One last word. This all only works if we support each other. When I was playing around on desmos among a group of people who know the task and the math inside out, I felt perfectly comfortable because I knew they were getting a kick out of me being there and stretching myself. Mistakes and misperceptions are part of the territory and everybody is down with that. In Michael Fenton’s session, there was a whole lot of math I haven’t touched in ages and is far from automatic for me right now. No sweat. That’s a fun prospect, and I look forward to taking the time to play with it when I can.

What’s the corollary? When middle and high school people want to learn about questioning strategies, academically productive talk, inquiry, the use of materials, small group work, listening to kids’ thinking, and looking at student work, elementary people are eager and willing to share. At least the ones I want to hang out with are.

Because, see, competitions over who knows more, who works harder, or who has a more challenging job don’t get us anywhere. What does? When we go to each other’s sessions, sit next to each other at the bar, do math together when we can, and interact with each other (not just follow) on twitter and in blog comments.

We each get to create the faculty lounge of our dreams here on the interwebs (h/t Christopher). Mine is populated with people who teach from kindergarten through college, who like to learn together and from each other, who make others feel welcome, and who listen with respect. That’s my dream.
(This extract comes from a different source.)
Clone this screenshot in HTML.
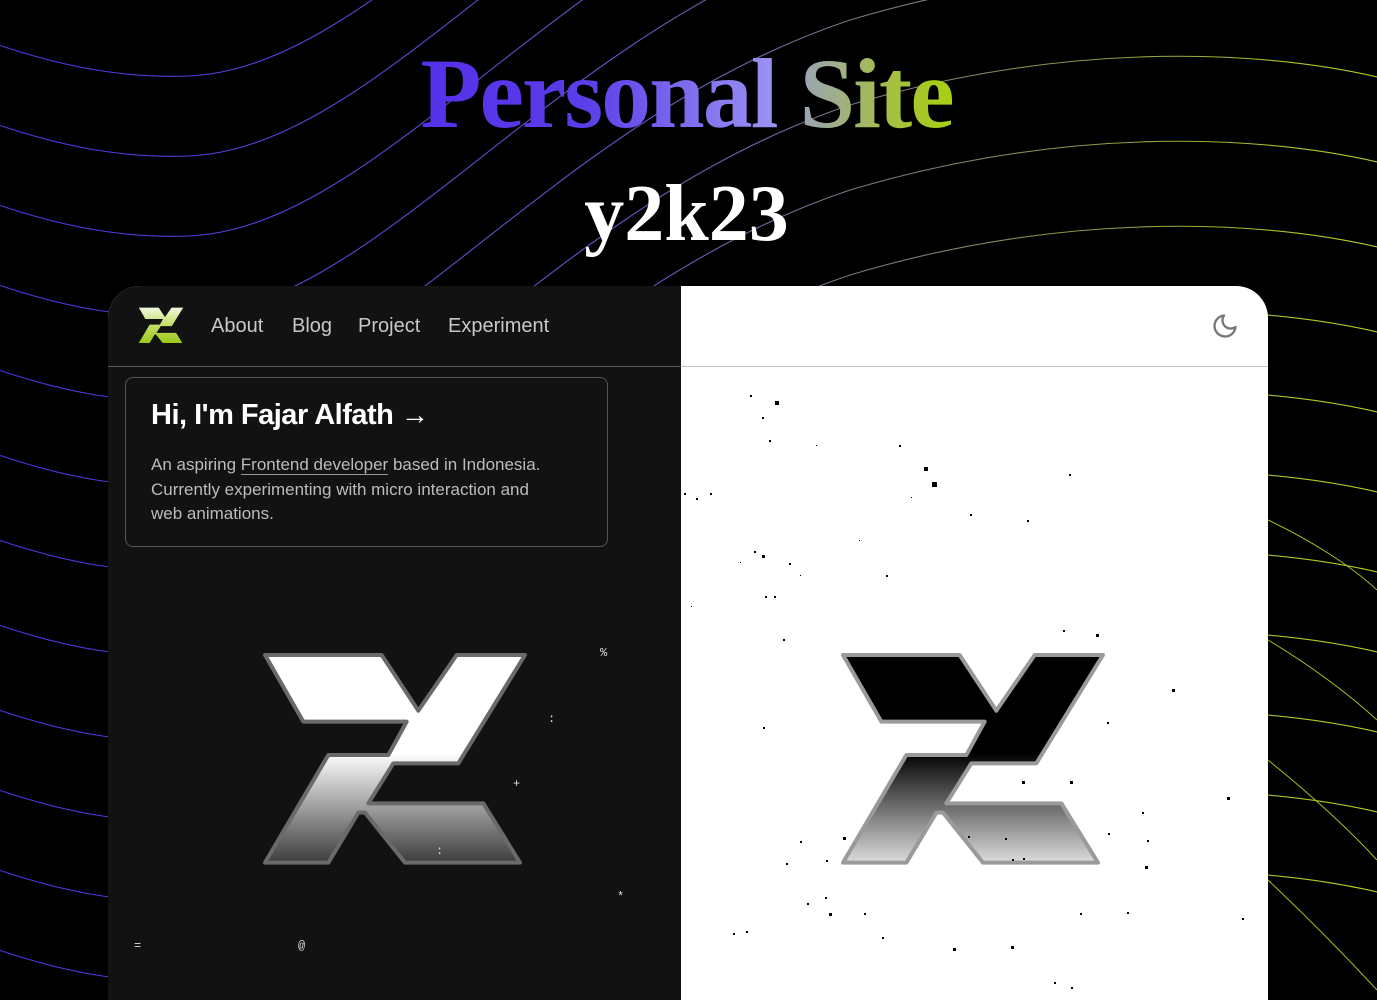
<!DOCTYPE html>
<html><head><meta charset="utf-8">
<style>
*{margin:0;padding:0;box-sizing:border-box}
html,body{width:1377px;height:1000px;overflow:hidden;background:#000;font-family:"Liberation Sans",sans-serif}
#wrap{position:relative;width:1377px;height:1000px;overflow:hidden}
#bg{position:absolute;left:0;top:0}
.title{position:absolute;left:0;width:1377px;text-align:center;font-family:"Liberation Serif",serif;font-weight:bold;white-space:nowrap}
.t1{top:34px;font-size:100px;letter-spacing:-2px;line-height:120px;left:-2px}
.t1 span{-webkit-background-clip:text;background-clip:text;color:transparent}
.p{background:linear-gradient(90deg,#5630ea 0%,#5a3ce8 45%,#9c94f4 100%)}
.s{background:linear-gradient(90deg,#9aa3b8 0%,#a6c040 60%,#a8d010 100%)}
.t2{top:166px;font-size:80px;color:#fff;line-height:96px;left:-2px}
.card{position:absolute;left:108px;top:286px;width:1160px;height:714px;border-radius:32px 32px 0 0;overflow:hidden;background:#fff}
.left{position:absolute;left:0;top:0;width:573px;height:100%;background:#121212}
.hl{position:absolute;left:0;top:80px;width:573px;height:1px;background:#5a5a5a}
.hr{position:absolute;left:573px;top:80px;width:587px;height:1px;background:#c4c4c8}
.nav{position:absolute;top:29px;font-size:20px;color:#c8c8c8}
.box{position:absolute;left:17px;top:91px;width:483px;height:170px;border:1px solid #555;border-radius:8px}
.box h1{position:absolute;left:25px;top:21px;font-size:29px;color:#fff;font-weight:bold;letter-spacing:-0.5px;white-space:nowrap}
.box p{position:absolute;left:25px;top:75px;width:400px;font-size:17px;line-height:24.5px;color:#bcbcbc}
.box u{text-decoration:none;border-bottom:1px solid #999}
.ch{position:absolute;color:#ddd;font-family:"Liberation Mono",monospace;font-size:12px}
.d{position:absolute;background:#000}
</style></head><body><div id="wrap">
<svg id="bg" width="1377" height="1000">
<defs><linearGradient id="lg" gradientUnits="userSpaceOnUse" x1="0" y1="0" x2="1377" y2="0">
<stop offset="0" stop-color="#4c34e0"/><stop offset="0.45" stop-color="#5f56c8"/><stop offset="0.75" stop-color="#8a9050"/><stop offset="1" stop-color="#b8d020"/></linearGradient></defs>
<g fill="none" stroke="url(#lg)" stroke-width="1.1">
<path id="c0" d="M-10,42 C70,70 130,78 190,76 C380,66 550,-205 850,-305 C1050,-365 1250,-365 1390,-330"/>
<use href="#c0" y="80"/><use href="#c0" y="160"/><use href="#c0" y="240"/><use href="#c0" y="325"/><use href="#c0" y="410"/><use href="#c0" y="495"/><use href="#c0" y="580"/><use href="#c0" y="665"/><use href="#c0" y="745"/><use href="#c0" y="825"/><use href="#c0" y="905"/><use href="#c0" y="985"/><use href="#c0" y="1065"/><use href="#c0" y="1145"/><use href="#c0" y="1225"/><use href="#c0" y="-80"/>
</g>
<g fill="none" stroke="#a8c020" stroke-width="1">
<path d="M1268,520 C1310,540 1350,565 1377,590"/>
<path d="M1268,640 C1310,665 1350,695 1377,720"/>
<path d="M1268,760 C1305,790 1345,825 1377,860"/>
<path d="M1268,880 C1305,915 1340,950 1377,990"/>
</g>
</svg>
<div class="title t1"><span class="p">Personal</span> <span class="s">Site</span></div>
<div class="title t2">y2k23</div>
<div class="card">
<div class="left"></div>
<div class="hl"></div><div class="hr"></div>
<svg style="position:absolute;left:28px;top:19px" width="50" height="41" viewBox="0 0 870 720">
<defs><linearGradient id="g0" x1="0" y1="0" x2="0" y2="1"><stop offset="0" stop-color="#f0f8e0"/><stop offset="0.45" stop-color="#c8e070"/><stop offset="1" stop-color="#98c818"/></linearGradient></defs>
<polygon fill="url(#g0)" points="45,45 395,45 505,212 620,45 825,45 625,370 430,370 355,490 700,490 810,668 465,668 345,518 325,518 235,668 45,668 235,345 415,345 470,245 160,245"/></svg>
<div class="nav" style="left:103px">About</div>
<div class="nav" style="left:184px">Blog</div>
<div class="nav" style="left:250px">Project</div>
<div class="nav" style="left:340px">Experiment</div>
<svg style="position:absolute;left:1103px;top:26px" width="28" height="28" viewBox="0 0 24 24" fill="none" stroke="#777" stroke-width="2" stroke-linecap="round" stroke-linejoin="round"><path d="M21 12.79A9 9 0 1 1 11.21 3 7 7 0 0 0 21 12.79z"/></svg>
<div class="box"><h1>Hi, I'm Fajar Alfath <b style="font-size:28px">&#x2192;</b></h1>
<p>An aspiring <u>Frontend developer</u> based in Indonesia. Currently experimenting with micro interaction and web animations.</p></div>
<svg style="position:absolute;left:142px;top:354px" width="290" height="240" viewBox="0 0 870 720">
<defs><linearGradient id="g1" x1="0" y1="0" x2="0" y2="720" gradientUnits="userSpaceOnUse"><stop offset="0.47" stop-color="#fff"/><stop offset="1" stop-color="#1e1e1e"/></linearGradient></defs>
<polygon fill="url(#g1)" stroke="#6a6a6a" stroke-width="12" stroke-linejoin="round" points="45,45 395,45 505,212 620,45 825,45 625,370 430,370 355,490 700,490 810,668 465,668 345,518 325,518 235,668 45,668 235,345 415,345 470,245 160,245"/></svg>
<svg style="position:absolute;left:720px;top:354px" width="290" height="240" viewBox="0 0 870 720">
<defs><linearGradient id="g2" x1="0" y1="0" x2="0" y2="720" gradientUnits="userSpaceOnUse"><stop offset="0.47" stop-color="#000"/><stop offset="1" stop-color="#fff"/></linearGradient></defs>
<polygon fill="url(#g2)" stroke="#9a9a9a" stroke-width="12" stroke-linejoin="round" points="45,45 395,45 505,212 620,45 825,45 625,370 430,370 355,490 700,490 810,668 465,668 345,518 325,518 235,668 45,668 235,345 415,345 470,245 160,245"/></svg>
<div class="ch" style="left:492px;top:360px">%</div>
<div class="ch" style="left:440px;top:426px">:</div>
<div class="ch" style="left:405px;top:491px">+</div>
<div class="ch" style="left:328px;top:558px">:</div>
<div class="ch" style="left:509px;top:604px">*</div>
<div class="ch" style="left:26px;top:653px">=</div>
<div class="ch" style="left:190px;top:653px">@</div>
</div>
<div id="dots"></div>
</div>
<script>
var d=[[775,401,4],[750,395,2],[762,417,2],[769,440,2],[816,445,1],[899,445,2],[924,467,4],[932,482,5],[1069,474,2],[684,493,2],[696,498,2],[710,493,2],[911,497,1],[970,514,2],[1027,520,2],[859,540,1],[754,551,2],[762,555,3],[740,562,1],[789,563,2],[800,575,1],[886,575,2],[765,596,2],[691,606,1],[774,596,2],[783,639,2],[1063,630,2],[1096,634,3],[1172,689,3],[1107,722,2],[763,727,2],[1227,797,3],[1142,812,2],[1147,840,2],[1145,866,3],[1108,833,2],[800,841,2],[843,837,3],[826,860,2],[786,863,2],[825,897,2],[829,913,3],[807,903,2],[864,913,2],[1080,913,2],[1127,912,2],[1242,918,2],[882,937,2],[746,931,2],[733,933,2],[1011,946,3],[953,948,3],[1071,987,2],[1054,982,2],[1022,781,3],[1070,781,3],[1005,838,2],[968,836,2],[1023,858,2],[1012,859,2]];
var h='';d.forEach(function(p){h+='<div class="d" style="left:'+p[0]+'px;top:'+p[1]+'px;width:'+p[2]+'px;height:'+p[2]+'px"></div>'});
document.getElementById('dots').innerHTML=h;
</script>
</body></html>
It was awesome to connect in person with so many colleagues in Nashville. Thank you to the committee for all your hard work. I’m already pumped for Oakland/SF. See you there. You’ll find me in sessions both in and out of my comfort zone, meeting and talking with colleagues who span math education, picking up new ideas wherever I can.

Harel, Guershon. 2013. “Intellectual Need.” In K.R. Leatham (Ed.), Vital Directions for Mathematics Education Research (119–151). New York, NY: Springer.